::: Data provided :::
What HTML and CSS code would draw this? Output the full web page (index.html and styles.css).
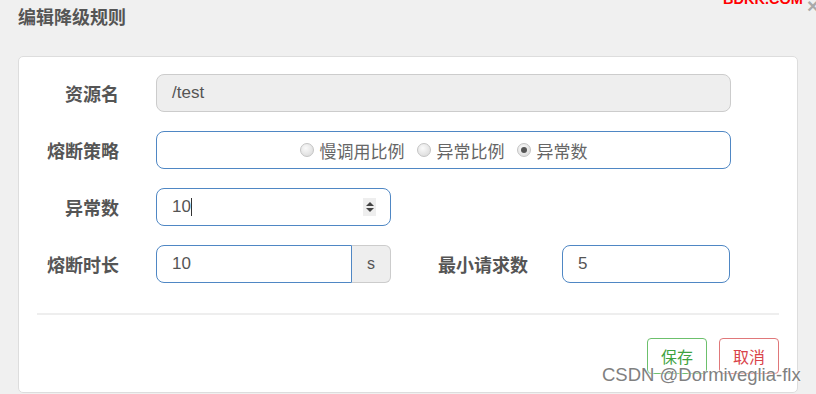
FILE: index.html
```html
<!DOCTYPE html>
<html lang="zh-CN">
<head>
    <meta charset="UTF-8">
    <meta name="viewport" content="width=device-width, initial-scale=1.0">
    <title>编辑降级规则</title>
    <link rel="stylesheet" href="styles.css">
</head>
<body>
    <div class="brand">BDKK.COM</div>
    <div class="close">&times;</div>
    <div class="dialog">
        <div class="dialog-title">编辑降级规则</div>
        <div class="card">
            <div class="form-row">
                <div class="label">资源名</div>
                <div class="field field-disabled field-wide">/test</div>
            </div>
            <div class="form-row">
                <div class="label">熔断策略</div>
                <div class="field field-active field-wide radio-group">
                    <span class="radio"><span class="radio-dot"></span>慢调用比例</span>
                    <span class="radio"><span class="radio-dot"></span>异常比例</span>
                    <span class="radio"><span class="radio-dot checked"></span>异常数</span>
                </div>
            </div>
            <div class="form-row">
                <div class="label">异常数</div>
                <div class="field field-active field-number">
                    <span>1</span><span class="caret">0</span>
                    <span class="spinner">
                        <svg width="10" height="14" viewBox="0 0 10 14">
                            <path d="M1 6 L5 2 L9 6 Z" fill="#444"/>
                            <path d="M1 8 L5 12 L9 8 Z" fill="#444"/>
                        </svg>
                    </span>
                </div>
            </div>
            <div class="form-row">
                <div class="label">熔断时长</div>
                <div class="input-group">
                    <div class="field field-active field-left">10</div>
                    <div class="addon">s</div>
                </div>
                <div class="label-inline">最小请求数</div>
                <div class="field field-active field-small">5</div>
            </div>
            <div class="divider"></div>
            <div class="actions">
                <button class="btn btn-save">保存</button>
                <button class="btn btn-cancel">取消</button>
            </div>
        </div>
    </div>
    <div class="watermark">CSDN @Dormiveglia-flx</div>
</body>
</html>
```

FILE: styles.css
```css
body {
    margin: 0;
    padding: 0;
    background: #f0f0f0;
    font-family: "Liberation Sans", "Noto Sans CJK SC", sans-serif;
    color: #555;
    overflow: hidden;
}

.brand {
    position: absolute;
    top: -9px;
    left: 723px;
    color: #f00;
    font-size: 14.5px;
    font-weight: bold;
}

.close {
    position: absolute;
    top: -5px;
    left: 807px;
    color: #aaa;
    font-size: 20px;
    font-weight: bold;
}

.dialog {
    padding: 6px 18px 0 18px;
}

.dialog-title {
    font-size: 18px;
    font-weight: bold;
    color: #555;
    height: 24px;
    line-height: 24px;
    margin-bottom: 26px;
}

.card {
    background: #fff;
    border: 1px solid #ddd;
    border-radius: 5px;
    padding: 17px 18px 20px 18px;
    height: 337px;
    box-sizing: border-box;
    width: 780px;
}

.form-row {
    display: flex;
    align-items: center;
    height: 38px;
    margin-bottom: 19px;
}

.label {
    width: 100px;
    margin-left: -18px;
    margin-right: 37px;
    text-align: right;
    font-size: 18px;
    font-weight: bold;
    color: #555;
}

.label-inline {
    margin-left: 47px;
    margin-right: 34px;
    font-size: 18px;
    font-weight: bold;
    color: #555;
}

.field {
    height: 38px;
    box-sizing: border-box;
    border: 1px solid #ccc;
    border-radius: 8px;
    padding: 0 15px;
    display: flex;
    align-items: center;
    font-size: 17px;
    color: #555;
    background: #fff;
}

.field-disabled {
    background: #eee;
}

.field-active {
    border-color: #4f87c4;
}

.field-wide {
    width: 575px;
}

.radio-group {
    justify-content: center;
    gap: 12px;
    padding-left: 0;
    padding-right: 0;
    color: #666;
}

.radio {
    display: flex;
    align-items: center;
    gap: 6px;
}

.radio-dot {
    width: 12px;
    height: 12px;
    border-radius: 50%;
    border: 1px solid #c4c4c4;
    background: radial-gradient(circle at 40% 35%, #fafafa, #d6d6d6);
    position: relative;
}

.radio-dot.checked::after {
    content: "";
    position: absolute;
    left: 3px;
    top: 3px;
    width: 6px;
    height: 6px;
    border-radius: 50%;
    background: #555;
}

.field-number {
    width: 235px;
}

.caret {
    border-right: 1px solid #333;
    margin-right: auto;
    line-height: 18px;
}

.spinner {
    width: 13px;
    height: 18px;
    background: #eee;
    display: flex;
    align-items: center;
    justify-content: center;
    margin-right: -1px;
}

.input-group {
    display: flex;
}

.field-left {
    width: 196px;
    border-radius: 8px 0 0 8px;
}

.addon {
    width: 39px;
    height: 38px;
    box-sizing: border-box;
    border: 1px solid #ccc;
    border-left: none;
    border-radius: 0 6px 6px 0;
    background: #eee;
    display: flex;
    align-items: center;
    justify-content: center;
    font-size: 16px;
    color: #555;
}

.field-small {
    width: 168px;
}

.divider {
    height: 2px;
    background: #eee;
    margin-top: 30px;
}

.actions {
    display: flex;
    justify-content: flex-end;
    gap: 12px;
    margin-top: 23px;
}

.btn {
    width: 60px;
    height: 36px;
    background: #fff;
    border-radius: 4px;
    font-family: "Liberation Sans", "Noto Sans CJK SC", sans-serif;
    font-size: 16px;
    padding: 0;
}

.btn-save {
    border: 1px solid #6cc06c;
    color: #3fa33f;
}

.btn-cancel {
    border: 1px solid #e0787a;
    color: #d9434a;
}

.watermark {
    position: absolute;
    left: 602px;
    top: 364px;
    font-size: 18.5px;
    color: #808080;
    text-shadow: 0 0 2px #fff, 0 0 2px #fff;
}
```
:::
- _Task goal_
Copy the listing over exactly, skipping the pictures it holds.

- _Finished exercise_
What HTML and CSS code would draw this? Output the full web page (index.html and styles.css).
FILE: index.html
```html
<!DOCTYPE html>
<html lang="zh-CN">
<head>
    <meta charset="UTF-8">
    <meta name="viewport" content="width=device-width, initial-scale=1.0">
    <title>编辑降级规则</title>
    <link rel="stylesheet" href="styles.css">
</head>
<body>
    <div class="brand">BDKK.COM</div>
    <div class="close">&times;</div>
    <div class="dialog">
        <div class="dialog-title">编辑降级规则</div>
        <div class="card">
            <div class="form-row">
                <div class="label">资源名</div>
                <div class="field field-disabled field-wide">/test</div>
            </div>
            <div class="form-row">
                <div class="label">熔断策略</div>
                <div class="field field-active field-wide radio-group">
                    <span class="radio"><span class="radio-dot"></span>慢调用比例</span>
                    <span class="radio"><span class="radio-dot"></span>异常比例</span>
                    <span class="radio"><span class="radio-dot checked"></span>异常数</span>
                </div>
            </div>
            <div class="form-row">
                <div class="label">异常数</div>
                <div class="field field-active field-number">
                    <span>1</span><span class="caret">0</span>
                    <span class="spinner">
                        <svg width="10" height="14" viewBox="0 0 10 14">
                            <path d="M1 6 L5 2 L9 6 Z" fill="#444"/>
                            <path d="M1 8 L5 12 L9 8 Z" fill="#444"/>
                        </svg>
                    </span>
                </div>
            </div>
            <div class="form-row">
                <div class="label">熔断时长</div>
                <div class="input-group">
                    <div class="field field-active field-left">10</div>
                    <div class="addon">s</div>
                </div>
                <div class="label-inline">最小请求数</div>
                <div class="field field-active field-small">5</div>
            </div>
            <div class="divider"></div>
            <div class="actions">
                <button class="btn btn-save">保存</button>
                <button class="btn btn-cancel">取消</button>
            </div>
        </div>
    </div>
    <div class="watermark">CSDN @Dormiveglia-flx</div>
</body>
</html>
```

FILE: styles.css
```css
body {
    margin: 0;
    padding: 0;
    background: #f0f0f0;
    font-family: "Liberation Sans", "Noto Sans CJK SC", sans-serif;
    color: #555;
    overflow: hidden;
}

.brand {
    position: absolute;
    top: -9px;
    left: 723px;
    color: #f00;
    font-size: 14.5px;
    font-weight: bold;
}

.close {
    position: absolute;
    top: -5px;
    left: 807px;
    color: #aaa;
    font-size: 20px;
    font-weight: bold;
}

.dialog {
    padding: 6px 18px 0 18px;
}

.dialog-title {
    font-size: 18px;
    font-weight: bold;
    color: #555;
    height: 24px;
    line-height: 24px;
    margin-bottom: 26px;
}

.card {
    background: #fff;
    border: 1px solid #ddd;
    border-radius: 5px;
    padding: 17px 18px 20px 18px;
    height: 337px;
    box-sizing: border-box;
    width: 780px;
}

.form-row {
    display: flex;
    align-items: center;
    height: 38px;
    margin-bottom: 19px;
}

.label {
    width: 100px;
    margin-left: -18px;
    margin-right: 37px;
    text-align: right;
    font-size: 18px;
    font-weight: bold;
    color: #555;
}

.label-inline {
    margin-left: 47px;
    margin-right: 34px;
    font-size: 18px;
    font-weight: bold;
    color: #555;
}

.field {
    height: 38px;
    box-sizing: border-box;
    border: 1px solid #ccc;
    border-radius: 8px;
    padding: 0 15px;
    display: flex;
    align-items: center;
    font-size: 17px;
    color: #555;
    background: #fff;
}

.field-disabled {
    background: #eee;
}

.field-active {
    border-color: #4f87c4;
}

.field-wide {
    width: 575px;
}

.radio-group {
    justify-content: center;
    gap: 12px;
    padding-left: 0;
    padding-right: 0;
    color: #666;
}

.radio {
    display: flex;
    align-items: center;
    gap: 6px;
}

.radio-dot {
    width: 12px;
    height: 12px;
    border-radius: 50%;
    border: 1px solid #c4c4c4;
    background: radial-gradient(circle at 40% 35%, #fafafa, #d6d6d6);
    position: relative;
}

.radio-dot.checked::after {
    content: "";
    position: absolute;
    left: 3px;
    top: 3px;
    width: 6px;
    height: 6px;
    border-radius: 50%;
    background: #555;
}

.field-number {
    width: 235px;
}

.caret {
    border-right: 1px solid #333;
    margin-right: auto;
    line-height: 18px;
}

.spinner {
    width: 13px;
    height: 18px;
    background: #eee;
    display: flex;
    align-items: center;
    justify-content: center;
    margin-right: -1px;
}

.input-group {
    display: flex;
}

.field-left {
    width: 196px;
    border-radius: 8px 0 0 8px;
}

.addon {
    width: 39px;
    height: 38px;
    box-sizing: border-box;
    border: 1px solid #ccc;
    border-left: none;
    border-radius: 0 6px 6px 0;
    background: #eee;
    display: flex;
    align-items: center;
    justify-content: center;
    font-size: 16px;
    color: #555;
}

.field-small {
    width: 168px;
}

.divider {
    height: 2px;
    background: #eee;
    margin-top: 30px;
}

.actions {
    display: flex;
    justify-content: flex-end;
    gap: 12px;
    margin-top: 23px;
}

.btn {
    width: 60px;
    height: 36px;
    background: #fff;
    border-radius: 4px;
    font-family: "Liberation Sans", "Noto Sans CJK SC", sans-serif;
    font-size: 16px;
    padding: 0;
}

.btn-save {
    border: 1px solid #6cc06c;
    color: #3fa33f;
}

.btn-cancel {
    border: 1px solid #e0787a;
    color: #d9434a;
}

.watermark {
    position: absolute;
    left: 602px;
    top: 364px;
    font-size: 18.5px;
    color: #808080;
    text-shadow: 0 0 2px #fff, 0 0 2px #fff;
}
```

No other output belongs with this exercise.